A fossil dug up during the Civil War has spent more than a century mislabeled. Once thought to be a seaworm, it turns out the creature is something entirely different – and far more important.

It’s called Palaeocampa anthrax. And according to scientists at the University of Michigan, it may be the first known member of its group to make the jump from sea to land.

Fossil sitting in a museum drawer


The fossil was sitting in a drawer at Harvard University’s Museum of Comparative Zoology. Richard J. Knecht, a postdoctoral researcher from the University of Michigan, decided to take a closer look.

What Knecht saw didn’t match the label. The creature wasn’t a millipede, or a caterpillar, or even a worm. It was a lobopod.

Lobopods are soft-bodied invertebrates that look like worms with legs. They’re considered ancestors of all arthropods – insects, spiders, and crustaceans. Until now, they were believed to be purely marine animals that lived over 500 million years ago.

But this fossil tells a different story. “This is the first evidence that we have that this group actually did leave the ocean,” Knecht said. “Transitioning from a saltwater environment, even to a freshwater environment, is a major evolutionary step.”

“Any time you find a group that made this transition, it’s not just insightful, it’s really important evolutionarily to try to understand how this happened.”

Misidentified for over a century

Since it was first discovered, this lobopod fossil has been misclassified multiple times. Photos of it have appeared in scientific studies, but no one realized what it truly was.

“When the specimen was first discovered, lobopods didn’t even exist as a group,” said Knecht. “This is an example of why revisiting older specimens can be of real value.”

“Even specimens that are iconic and super well known provide an opportunity to make big discoveries just by viewing them with new techniques and fresh perspectives.”

It all came down to the spines

This particular lobopod doesn’t look like much at first glance. It resembles a fuzzy caterpillar, with tiny spines and bristles running down its body.

But when examined more closely, it stands apart from other lobopods. Most lobopodian spines grow in a pattern like stacked cones. Palaeocampa anthrax’s spines don’t. They’re segmented like bamboo, each one ending in a flat, turret-like tip.

Then came the real surprise: orange halos around the tips of the spines. That unusual feature led the team to ask a new question – was this lobopod fossil leaving behind a chemical clue?

To answer that, Knecht teamed up with Nanfang Yu, a physicist at Columbia University. Using infrared spectroscopy, they found fossilized molecules at the tips of the spines.

Defense strategy suits dry ground

These molecules weren’t found anywhere else on the lobopod fossil or the surrounding rock. This pointed to a startling possibility: the creature might have secreted chemicals from the tips of its spines – possibly for defense.

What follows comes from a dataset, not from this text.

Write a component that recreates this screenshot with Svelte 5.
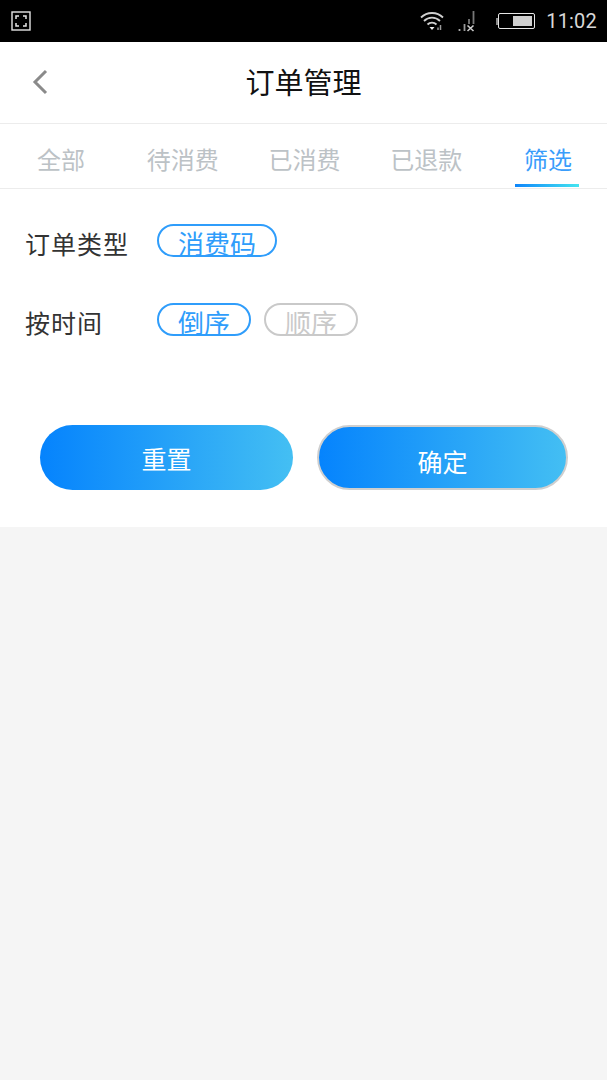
<script>
  const tabs = ['全部', '待消费', '已消费', '已退款', '筛选'];
  let active = 4;
</script>

<div class="page">
  <div class="statusbar">
    <svg class="shot" width="20" height="20" viewBox="0 0 20 20" fill="none" stroke="#e6e6e6">
      <rect x="1" y="1" width="18" height="18" stroke-width="1.4" />
      <path d="M5 8V5h3M12 5h3v3M15 12v3h-3M8 15H5v-3" stroke-width="1.5" />
    </svg>
    <div class="status-right">
      <svg width="26" height="22" viewBox="0 0 26 22" fill="none" stroke="#d0d0d0" stroke-width="1.8">
        <path d="M1 7.500C7 1.500 17 1.500 23 7.500" />
        <path d="M4 11C8.500 6.500 15.500 6.500 20 11" />
        <path d="M7.500 14.500C10 12 14 12 16.500 14.500" />
        <path d="M9.500 17h5l-2.500 3z" fill="#eee" stroke="none" />
        <path d="M18 20v-2.500M20.500 20v-5" stroke="#999" stroke-width="1.500" />
      </svg>
      <svg class="signal" width="18" height="22" viewBox="0 0 18 22" fill="none">
        <path d="M1.500 19v2" stroke="#aaa" stroke-width="1.800" />
        <path d="M6.500 14v7" stroke="#999" stroke-width="1.800" />
        <path d="M11 9v5M15.500 1v13" stroke="#777" stroke-width="1.800" />
        <path d="M9.500 15.500l6 5.500M15.500 15.500l-6 5.500" stroke="#ccc" stroke-width="1.600" />
      </svg>
      <div class="battery">
        <span class="tip"></span>
        <span class="body"><span class="level"></span></span>
      </div>
      <span class="clock">11:02</span>
    </div>
  </div>

  <header>
    <svg class="back" width="18" height="26" viewBox="0 0 18 26" fill="none" stroke="#8a8a8a" stroke-width="3">
      <path d="M15 2 L4 13 L15 24" />
    </svg>
    <h1>订单管理</h1>
  </header>

  <nav>
    {#each tabs as tab, i}
      <div class="tab" class:active={i === active}>
        <span>{tab}</span>
        {#if i === active}<i class="bar"></i>{/if}
      </div>
    {/each}
  </nav>

  <section>
    <div class="row first">
      <div class="label">订单类型</div>
      <div class="chips">
        <span class="chip on">消费码</span>
      </div>
    </div>
    <div class="row second">
      <div class="label">按时间</div>
      <div class="chips">
        <span class="chip on">倒序</span>
        <span class="chip">顺序</span>
      </div>
    </div>
    <div class="buttons">
      <button class="reset">重置</button>
      <button class="ok">确定</button>
    </div>
  </section>
</div>

<style>
  :global(body) {
    background: #f5f5f5;
  }

  .page {
    width: 607px;
    height: 1080px;
    background: #f5f5f5;
    font-family: "Noto Sans CJK SC", "Liberation Sans", sans-serif;
    overflow: hidden;
  }

  .statusbar {
    height: 42px;
    background: #000;
    display: flex;
    align-items: center;
    justify-content: space-between;
    padding: 0 10px 0 11px;
  }
  .shot {
    display: block;
  }
  .status-right {
    display: flex;
    align-items: center;
  }
  .signal {
    margin-left: 12px;
  }
  .battery {
    display: flex;
    align-items: center;
    margin-left: 20px;
  }
  .tip {
    width: 2px;
    height: 7px;
    background: #8a8a8a;
  }
  .body {
    width: 37px;
    height: 16px;
    border: 1.500px solid #e6e6e6;
    border-radius: 2px;
    display: flex;
    justify-content: flex-end;
    padding: 2px;
    box-sizing: border-box;
  }
  .level {
    width: 19px;
    background: #cfcfcf;
  }
  .clock {
    margin-left: 11px;
    color: #d8d8d8;
    font: 20px "Roboto", sans-serif;
    letter-spacing: 0.2px;
  }

  header {
    height: 81px;
    background: #fff;
    display: flex;
    align-items: center;
    justify-content: center;
    position: relative;
    border-bottom: 1px solid #ececec;
  }
  .back {
    position: absolute;
    left: 31px;
    top: 27px;
  }
  h1 {
    margin: 0 0 4px;
    font-size: 29px;
    font-weight: 400;
    color: #111;
  }

  nav {
    height: 64px;
    background: #fff;
    display: flex;
    overflow: hidden;
    border-bottom: 1px solid #ececec;
  }
  .tab {
    flex: 0 0 121.800px;
    position: relative;
    text-align: center;
    font-size: 24px;
    line-height: 70px;
    height: 64px;
    color: #bcc2c6;
  }
  .tab.active {
    color: #3a9dfb;
  }
  .bar {
    position: absolute;
    left: 28px;
    width: 64px;
    bottom: 1px;
    height: 3px;
    background: linear-gradient(90deg, #0f86fb, #45e5f0);
  }

  section {
    background: #fff;
    height: 338px;
    padding-left: 25px;
    box-sizing: border-box;
  }
  .row {
    display: flex;
    align-items: flex-start;
  }
  .first {
    padding-top: 32px;
  }
  .second {
    padding-top: 35px;
  }
  .label {
    width: 132px;
    font-size: 25px;
    line-height: 44px;
    letter-spacing: 1px;
    color: #333;
  }
  .chips {
    display: flex;
    gap: 13px;
    margin-top: 3px;
  }
  .chip {
    height: 33px;
    box-sizing: border-box;
    padding: 0 19px;
    border: 2px solid #c9c9c9;
    border-radius: 17px;
    font-size: 26px;
    line-height: 33px;
    color: #c9c9c9;
    white-space: nowrap;
  }
  .chip.on {
    border-color: #2f9dfb;
    color: #2f9dfb;
  }

  .buttons {
    display: flex;
    gap: 24px;
    padding: 81px 0 0 15px;
  }
  button {
    border: 0;
    font: inherit;
    font-size: 25px;
    color: #fff;
    background: linear-gradient(90deg, #0583fd, #44bff3);
    padding: 0;
  }
  .reset {
    width: 253px;
    height: 65px;
    border-radius: 33px;
  }
  .ok {
    width: 251px;
    height: 65px;
    border-radius: 33px;
    border: 2px solid #cfcfcf;
    background-origin: border-box;
    padding-top: 6px;
  }
</style>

“If I were to place a chip on the table, I’d say this organism was probably more terrestrial or amphibious, specifically because of that tip. It makes more sense in an aerial rather than a subaqueous environment,” Knecht said.

Most sea creatures with spines use them to inject toxins. But if a defense mechanism simply leaks from the tip, it wouldn’t work well underwater. It would just wash away. That kind of system makes a lot more sense on land or near land.

A long shot fossil find

Finding a soft-bodied fossil like this is rare. Invertebrates don’t have bones, and their bodies decompose fast. To preserve one, it must die in just the right conditions – usually in oxygen-poor water with fine sediment that covers the body almost immediately.

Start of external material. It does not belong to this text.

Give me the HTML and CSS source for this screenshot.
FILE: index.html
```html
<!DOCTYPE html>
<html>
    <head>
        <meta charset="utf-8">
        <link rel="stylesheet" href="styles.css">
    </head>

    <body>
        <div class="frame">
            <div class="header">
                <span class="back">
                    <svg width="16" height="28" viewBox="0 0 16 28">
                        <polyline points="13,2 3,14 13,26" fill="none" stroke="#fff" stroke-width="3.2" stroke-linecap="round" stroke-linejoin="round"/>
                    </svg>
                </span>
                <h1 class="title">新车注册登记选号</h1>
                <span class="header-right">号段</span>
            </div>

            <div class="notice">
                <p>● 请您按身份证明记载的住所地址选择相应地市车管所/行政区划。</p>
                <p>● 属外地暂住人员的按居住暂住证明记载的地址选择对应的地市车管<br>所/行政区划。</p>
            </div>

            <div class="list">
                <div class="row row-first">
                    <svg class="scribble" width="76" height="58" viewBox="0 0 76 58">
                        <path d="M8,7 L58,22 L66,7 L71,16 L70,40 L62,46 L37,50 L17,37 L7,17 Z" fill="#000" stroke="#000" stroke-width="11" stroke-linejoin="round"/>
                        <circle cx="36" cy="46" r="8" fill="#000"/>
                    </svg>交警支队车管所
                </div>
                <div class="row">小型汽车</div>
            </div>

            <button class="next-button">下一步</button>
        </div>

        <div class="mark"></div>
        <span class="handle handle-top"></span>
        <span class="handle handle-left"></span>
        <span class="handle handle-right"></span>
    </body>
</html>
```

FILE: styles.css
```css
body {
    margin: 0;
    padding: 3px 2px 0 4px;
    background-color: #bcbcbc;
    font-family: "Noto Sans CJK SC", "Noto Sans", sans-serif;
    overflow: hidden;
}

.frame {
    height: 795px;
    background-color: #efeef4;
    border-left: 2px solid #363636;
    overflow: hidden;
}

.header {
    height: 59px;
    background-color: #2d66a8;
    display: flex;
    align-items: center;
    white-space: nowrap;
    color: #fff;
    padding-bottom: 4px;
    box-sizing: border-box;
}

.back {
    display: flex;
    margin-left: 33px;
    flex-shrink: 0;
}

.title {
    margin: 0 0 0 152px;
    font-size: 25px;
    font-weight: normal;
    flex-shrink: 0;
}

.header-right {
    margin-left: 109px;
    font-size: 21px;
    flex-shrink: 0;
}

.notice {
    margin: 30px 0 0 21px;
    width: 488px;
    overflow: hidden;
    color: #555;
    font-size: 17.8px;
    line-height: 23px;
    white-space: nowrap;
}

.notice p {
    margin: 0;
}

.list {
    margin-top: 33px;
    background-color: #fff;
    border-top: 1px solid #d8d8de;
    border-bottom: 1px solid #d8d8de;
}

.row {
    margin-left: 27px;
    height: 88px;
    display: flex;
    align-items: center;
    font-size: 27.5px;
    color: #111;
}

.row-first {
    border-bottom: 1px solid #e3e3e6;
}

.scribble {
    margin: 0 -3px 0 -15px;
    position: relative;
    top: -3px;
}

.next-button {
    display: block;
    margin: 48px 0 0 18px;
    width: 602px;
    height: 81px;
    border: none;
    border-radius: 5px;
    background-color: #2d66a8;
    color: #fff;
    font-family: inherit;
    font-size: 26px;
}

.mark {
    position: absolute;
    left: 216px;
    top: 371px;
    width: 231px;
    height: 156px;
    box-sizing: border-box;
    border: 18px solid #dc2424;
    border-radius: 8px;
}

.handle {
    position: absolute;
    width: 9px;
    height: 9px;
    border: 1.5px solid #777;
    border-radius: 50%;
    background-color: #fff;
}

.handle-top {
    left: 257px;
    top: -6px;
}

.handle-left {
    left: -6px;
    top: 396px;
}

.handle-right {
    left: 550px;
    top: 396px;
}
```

That’s what makes sites like Mazon Creek in Illinois and Montceau-les-Mines in France so valuable. These sites, known as Lagerstätten, preserve fossils in exceptional detail. And that’s where Palaeocampa anthrax was found.

The fossil is one of only two lobopods from the Carboniferous period. It’s also the youngest known example of its kind – and potentially the first to show evidence of life outside the sea.

“It’s like winning the lottery not once, but three times. First, that the site existed at all; second, to have this level of preservation; and third, to then find it over 300 million years later,” Knecht said. “It’s a series of statistical miracles.”

Why this fossil matters

This fossil does more than correct a case of mistaken identity. It shows that lobopods – some of the earliest ancestors of insects and spiders – may have begun exploring land far earlier than anyone thought.

It also proves the value of looking at old things in new ways. A mislabeled fossil, sitting in a drawer for 150 years, just rewrote a chapter of life’s story on Earth.

The full study was published in the journal Communications Biology.